Hey,
I think you and your readers at sequenza21 will like this piece we just published, by Richard Taruskin: It’s a provocative argument that the dire situation in which classical music finds itself is being made even more dire by the sentimentality and unreality of some of the music’s most ardent defenders. Here’s a link.
Best,
Barron YoungSmith
The New Republic
Or, think of when you first heard the first piece of music that took your breath away. It changed everything, didn’t it? You couldn’t have explained just what had happened but you knew it was important? It made you a composer?

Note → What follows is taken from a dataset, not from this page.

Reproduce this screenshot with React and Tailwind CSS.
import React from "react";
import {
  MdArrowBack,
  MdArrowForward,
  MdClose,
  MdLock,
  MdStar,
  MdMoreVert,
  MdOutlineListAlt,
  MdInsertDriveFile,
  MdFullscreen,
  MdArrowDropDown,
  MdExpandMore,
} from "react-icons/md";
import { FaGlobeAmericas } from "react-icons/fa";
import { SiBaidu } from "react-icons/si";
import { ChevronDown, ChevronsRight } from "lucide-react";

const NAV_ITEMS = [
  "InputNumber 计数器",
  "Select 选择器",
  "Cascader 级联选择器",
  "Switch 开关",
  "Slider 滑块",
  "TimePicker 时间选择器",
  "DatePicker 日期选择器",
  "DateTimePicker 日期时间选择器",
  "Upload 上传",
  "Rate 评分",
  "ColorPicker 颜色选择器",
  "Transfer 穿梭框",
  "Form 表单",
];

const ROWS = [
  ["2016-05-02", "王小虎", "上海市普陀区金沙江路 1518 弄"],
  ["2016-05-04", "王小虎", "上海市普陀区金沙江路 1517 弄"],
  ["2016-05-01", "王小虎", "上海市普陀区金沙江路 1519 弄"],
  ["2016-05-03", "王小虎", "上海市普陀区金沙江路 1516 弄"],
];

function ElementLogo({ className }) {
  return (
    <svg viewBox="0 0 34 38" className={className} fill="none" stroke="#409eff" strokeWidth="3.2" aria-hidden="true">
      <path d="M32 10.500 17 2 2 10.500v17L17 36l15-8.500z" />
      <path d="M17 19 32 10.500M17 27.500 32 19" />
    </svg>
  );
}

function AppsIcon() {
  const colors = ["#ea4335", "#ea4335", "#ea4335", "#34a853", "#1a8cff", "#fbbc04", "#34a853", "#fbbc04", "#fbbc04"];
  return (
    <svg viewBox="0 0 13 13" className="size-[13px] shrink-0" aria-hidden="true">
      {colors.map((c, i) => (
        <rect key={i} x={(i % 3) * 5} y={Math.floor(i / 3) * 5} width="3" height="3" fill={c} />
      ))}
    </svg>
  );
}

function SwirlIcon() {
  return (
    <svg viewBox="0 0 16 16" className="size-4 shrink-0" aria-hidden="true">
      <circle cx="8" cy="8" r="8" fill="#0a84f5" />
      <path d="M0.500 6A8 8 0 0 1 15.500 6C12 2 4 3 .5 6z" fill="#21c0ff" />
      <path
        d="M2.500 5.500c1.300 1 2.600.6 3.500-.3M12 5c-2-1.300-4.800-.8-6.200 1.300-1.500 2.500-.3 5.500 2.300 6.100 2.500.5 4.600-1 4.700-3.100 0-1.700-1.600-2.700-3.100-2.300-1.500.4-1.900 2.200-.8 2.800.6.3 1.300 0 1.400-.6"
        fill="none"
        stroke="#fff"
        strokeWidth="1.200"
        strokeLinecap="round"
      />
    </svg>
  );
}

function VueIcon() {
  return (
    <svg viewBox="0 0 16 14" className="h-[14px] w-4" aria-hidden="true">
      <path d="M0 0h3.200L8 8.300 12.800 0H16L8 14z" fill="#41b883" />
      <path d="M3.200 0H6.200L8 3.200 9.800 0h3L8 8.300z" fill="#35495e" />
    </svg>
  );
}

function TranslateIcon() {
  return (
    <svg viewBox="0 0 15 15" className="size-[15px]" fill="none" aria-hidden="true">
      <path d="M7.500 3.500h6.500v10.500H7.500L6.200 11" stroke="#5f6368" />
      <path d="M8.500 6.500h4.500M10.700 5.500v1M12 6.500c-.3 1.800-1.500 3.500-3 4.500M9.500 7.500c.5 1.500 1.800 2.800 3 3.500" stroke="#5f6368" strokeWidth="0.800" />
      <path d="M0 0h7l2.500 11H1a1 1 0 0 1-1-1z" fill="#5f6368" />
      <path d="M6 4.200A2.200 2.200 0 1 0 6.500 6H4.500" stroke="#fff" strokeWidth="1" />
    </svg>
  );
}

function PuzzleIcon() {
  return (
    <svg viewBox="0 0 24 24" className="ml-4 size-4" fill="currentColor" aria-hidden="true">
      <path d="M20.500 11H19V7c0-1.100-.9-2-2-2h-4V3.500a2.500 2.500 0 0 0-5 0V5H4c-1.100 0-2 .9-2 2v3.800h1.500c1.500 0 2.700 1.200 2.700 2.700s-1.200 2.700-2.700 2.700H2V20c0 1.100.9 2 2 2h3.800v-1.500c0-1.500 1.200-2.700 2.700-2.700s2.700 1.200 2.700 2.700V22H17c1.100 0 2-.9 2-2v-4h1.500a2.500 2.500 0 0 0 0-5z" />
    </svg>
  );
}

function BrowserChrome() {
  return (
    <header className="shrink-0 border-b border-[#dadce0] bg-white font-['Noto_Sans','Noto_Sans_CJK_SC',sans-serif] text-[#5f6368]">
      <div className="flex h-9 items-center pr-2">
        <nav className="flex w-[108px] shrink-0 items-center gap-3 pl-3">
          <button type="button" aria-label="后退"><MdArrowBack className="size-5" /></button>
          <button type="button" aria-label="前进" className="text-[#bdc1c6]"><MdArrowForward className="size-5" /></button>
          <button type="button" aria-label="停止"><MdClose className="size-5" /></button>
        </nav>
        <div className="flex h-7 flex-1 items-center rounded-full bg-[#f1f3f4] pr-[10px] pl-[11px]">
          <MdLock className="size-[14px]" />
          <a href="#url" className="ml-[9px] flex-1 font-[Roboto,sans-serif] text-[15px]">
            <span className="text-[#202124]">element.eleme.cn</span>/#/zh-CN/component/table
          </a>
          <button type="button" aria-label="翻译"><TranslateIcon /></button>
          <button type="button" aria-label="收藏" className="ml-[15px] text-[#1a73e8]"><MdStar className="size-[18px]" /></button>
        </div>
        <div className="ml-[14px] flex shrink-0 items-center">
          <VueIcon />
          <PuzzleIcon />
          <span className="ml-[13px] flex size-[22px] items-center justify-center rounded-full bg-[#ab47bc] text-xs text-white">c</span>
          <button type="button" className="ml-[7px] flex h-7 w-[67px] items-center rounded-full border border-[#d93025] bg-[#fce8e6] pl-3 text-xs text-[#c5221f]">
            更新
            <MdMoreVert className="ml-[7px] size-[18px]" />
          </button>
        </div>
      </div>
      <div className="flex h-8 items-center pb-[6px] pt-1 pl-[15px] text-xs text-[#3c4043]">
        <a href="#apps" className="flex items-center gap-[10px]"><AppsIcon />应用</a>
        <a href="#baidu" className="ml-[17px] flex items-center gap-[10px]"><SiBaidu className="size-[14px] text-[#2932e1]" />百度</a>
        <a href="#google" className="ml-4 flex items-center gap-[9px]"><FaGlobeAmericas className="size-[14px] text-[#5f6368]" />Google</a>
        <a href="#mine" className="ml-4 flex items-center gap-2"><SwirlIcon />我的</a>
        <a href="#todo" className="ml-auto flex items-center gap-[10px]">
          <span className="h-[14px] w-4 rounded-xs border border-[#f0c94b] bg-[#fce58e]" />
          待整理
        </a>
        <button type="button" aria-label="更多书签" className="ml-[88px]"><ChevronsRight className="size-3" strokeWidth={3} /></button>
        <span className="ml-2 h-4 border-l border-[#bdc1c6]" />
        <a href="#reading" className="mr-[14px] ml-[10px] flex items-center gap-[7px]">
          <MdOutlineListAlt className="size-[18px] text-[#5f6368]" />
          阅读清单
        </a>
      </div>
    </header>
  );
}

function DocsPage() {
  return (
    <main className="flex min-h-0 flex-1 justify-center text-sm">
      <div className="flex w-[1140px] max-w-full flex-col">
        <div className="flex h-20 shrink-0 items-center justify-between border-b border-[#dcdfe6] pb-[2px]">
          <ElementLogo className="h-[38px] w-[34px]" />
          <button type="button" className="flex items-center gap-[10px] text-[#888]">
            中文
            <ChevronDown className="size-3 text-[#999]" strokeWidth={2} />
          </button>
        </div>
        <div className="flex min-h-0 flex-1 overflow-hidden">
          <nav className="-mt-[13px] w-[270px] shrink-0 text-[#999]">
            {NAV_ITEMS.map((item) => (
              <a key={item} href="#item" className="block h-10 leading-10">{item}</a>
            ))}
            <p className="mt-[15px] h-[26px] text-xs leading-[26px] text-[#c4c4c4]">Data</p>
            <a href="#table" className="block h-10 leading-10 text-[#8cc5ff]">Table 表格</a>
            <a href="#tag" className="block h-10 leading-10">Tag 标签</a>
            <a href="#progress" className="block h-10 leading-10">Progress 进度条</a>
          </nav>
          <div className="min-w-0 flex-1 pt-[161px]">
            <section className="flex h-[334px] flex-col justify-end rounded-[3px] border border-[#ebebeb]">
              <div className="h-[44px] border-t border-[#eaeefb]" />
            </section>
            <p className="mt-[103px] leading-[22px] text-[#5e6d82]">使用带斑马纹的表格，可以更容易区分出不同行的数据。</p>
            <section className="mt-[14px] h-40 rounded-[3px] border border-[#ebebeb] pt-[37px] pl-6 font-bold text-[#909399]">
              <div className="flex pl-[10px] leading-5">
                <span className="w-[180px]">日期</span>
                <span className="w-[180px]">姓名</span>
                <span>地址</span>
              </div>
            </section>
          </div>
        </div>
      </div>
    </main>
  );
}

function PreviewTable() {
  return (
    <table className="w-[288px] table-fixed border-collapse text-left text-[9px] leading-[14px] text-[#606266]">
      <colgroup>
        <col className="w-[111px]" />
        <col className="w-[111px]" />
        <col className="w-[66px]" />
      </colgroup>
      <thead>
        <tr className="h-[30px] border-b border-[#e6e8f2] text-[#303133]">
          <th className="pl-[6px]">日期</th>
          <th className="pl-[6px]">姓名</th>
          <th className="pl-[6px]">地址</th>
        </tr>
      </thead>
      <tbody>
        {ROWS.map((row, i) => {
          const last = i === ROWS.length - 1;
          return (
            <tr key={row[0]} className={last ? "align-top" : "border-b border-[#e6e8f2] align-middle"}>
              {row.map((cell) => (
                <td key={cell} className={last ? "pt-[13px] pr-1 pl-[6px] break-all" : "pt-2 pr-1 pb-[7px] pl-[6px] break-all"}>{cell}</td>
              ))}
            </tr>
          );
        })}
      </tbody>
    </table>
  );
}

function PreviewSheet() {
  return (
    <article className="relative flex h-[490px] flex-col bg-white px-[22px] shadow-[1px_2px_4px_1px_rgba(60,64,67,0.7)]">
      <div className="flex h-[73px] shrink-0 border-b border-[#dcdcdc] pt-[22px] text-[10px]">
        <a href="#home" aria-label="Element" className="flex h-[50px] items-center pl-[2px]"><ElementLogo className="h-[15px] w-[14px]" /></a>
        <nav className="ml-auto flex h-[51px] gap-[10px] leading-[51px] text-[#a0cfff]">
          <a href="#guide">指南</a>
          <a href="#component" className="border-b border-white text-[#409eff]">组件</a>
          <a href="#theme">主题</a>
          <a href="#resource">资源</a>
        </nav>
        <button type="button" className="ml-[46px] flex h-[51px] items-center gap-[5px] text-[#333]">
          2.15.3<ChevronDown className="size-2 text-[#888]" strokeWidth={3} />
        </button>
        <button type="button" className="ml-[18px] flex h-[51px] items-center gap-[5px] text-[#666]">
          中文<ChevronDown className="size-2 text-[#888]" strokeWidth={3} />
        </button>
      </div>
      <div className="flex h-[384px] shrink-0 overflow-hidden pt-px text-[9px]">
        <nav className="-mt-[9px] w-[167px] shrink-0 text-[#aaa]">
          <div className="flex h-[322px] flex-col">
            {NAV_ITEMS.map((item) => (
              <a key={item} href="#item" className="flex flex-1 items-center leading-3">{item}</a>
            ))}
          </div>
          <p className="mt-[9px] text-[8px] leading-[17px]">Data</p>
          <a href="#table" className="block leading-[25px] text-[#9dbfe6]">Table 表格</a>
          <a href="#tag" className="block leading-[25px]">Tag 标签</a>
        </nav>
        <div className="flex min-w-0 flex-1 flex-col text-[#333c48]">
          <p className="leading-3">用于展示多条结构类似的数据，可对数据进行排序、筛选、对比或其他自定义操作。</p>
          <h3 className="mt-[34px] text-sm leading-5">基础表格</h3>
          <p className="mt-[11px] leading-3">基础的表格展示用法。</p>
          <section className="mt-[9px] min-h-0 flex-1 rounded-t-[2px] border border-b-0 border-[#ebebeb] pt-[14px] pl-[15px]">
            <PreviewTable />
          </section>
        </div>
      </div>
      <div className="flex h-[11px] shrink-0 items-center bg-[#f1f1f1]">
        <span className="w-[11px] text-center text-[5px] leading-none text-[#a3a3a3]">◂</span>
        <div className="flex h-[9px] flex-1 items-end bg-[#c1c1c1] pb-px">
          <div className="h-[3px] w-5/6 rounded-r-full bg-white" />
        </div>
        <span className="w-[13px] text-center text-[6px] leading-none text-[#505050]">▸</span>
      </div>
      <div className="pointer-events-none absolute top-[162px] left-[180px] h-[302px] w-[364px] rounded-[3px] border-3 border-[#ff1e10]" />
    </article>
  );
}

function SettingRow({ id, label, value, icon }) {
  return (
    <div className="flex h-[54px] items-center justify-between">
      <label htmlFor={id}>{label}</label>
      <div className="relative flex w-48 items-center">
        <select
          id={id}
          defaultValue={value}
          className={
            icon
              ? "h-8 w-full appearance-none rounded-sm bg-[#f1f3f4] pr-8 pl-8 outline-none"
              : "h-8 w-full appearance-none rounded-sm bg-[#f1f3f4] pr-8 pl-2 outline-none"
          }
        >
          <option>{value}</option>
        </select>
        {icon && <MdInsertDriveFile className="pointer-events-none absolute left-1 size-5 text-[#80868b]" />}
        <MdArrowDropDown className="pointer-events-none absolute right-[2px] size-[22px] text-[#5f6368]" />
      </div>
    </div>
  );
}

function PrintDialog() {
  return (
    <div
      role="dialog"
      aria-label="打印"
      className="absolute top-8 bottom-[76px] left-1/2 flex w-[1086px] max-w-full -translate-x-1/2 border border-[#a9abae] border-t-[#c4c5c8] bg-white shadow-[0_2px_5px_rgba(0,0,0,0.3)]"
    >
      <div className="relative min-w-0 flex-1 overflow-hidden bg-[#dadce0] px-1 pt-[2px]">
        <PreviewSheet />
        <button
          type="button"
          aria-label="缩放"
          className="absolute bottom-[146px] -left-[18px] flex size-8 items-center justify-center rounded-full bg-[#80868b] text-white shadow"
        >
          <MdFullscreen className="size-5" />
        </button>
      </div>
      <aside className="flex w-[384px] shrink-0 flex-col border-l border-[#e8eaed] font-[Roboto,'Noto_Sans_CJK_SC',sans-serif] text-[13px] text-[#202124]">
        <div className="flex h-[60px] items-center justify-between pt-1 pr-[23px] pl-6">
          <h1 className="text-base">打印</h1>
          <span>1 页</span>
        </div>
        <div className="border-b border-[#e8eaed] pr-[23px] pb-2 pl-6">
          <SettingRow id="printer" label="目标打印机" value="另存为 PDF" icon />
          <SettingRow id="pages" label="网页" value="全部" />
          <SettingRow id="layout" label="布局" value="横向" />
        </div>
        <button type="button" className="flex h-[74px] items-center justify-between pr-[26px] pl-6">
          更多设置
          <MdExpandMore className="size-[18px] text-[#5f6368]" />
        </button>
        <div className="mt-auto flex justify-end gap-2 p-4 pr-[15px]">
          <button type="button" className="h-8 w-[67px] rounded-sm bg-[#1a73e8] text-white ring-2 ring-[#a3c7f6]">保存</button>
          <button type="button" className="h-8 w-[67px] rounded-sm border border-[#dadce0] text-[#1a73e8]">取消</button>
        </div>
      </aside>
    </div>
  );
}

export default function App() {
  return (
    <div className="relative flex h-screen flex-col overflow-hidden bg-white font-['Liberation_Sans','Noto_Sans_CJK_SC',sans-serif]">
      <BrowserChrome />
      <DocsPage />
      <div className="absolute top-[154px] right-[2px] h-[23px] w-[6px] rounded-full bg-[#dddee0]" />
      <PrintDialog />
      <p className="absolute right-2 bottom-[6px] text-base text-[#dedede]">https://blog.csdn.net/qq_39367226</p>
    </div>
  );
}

No. But I did find the philosophy of Alain Badiou very helpful to understand this idea better. According to Badiou, truth is a process of the unfolding of universal values, that do not yet exist, but that come in existence gradually through a “fidelity” to a “truth process”; and according to him, truth can happen in four domains: love, science, (emancipatory) politics and art. Now the reason you can’t “define” truth is that truth is always like the axiom that you add to the situation – the situation as it is right now, and the language as it is right now, doesn’t have the means to talk about this weird notion that you have to add to it. So truth, if it occurs, is something like a gradual unfolding of a broader perspective which adds in a fundamental way to life-as-we-know-it. And such truth processes can therefore never be “defined” or “proven”; instead, they’re brought about by “events” that are felt as breaches and that somehow indicate what was lacking in the situation as we knew it. To embark on this event-inspired truth process requires something of a leap of faith. The belief that such things are possible – that it’s possible to find new ways of looking at things that actually change your idea of reality – is what’s important in truth, and so it’s more or less the opposite of defining, because you always define things in terms of what you already knew. If you’d like to read more about Badiou’s system, I recommend Being and Event, which was translated not too long ago, for a very technical exposition (he bases his whole approach in mathematical set theory!)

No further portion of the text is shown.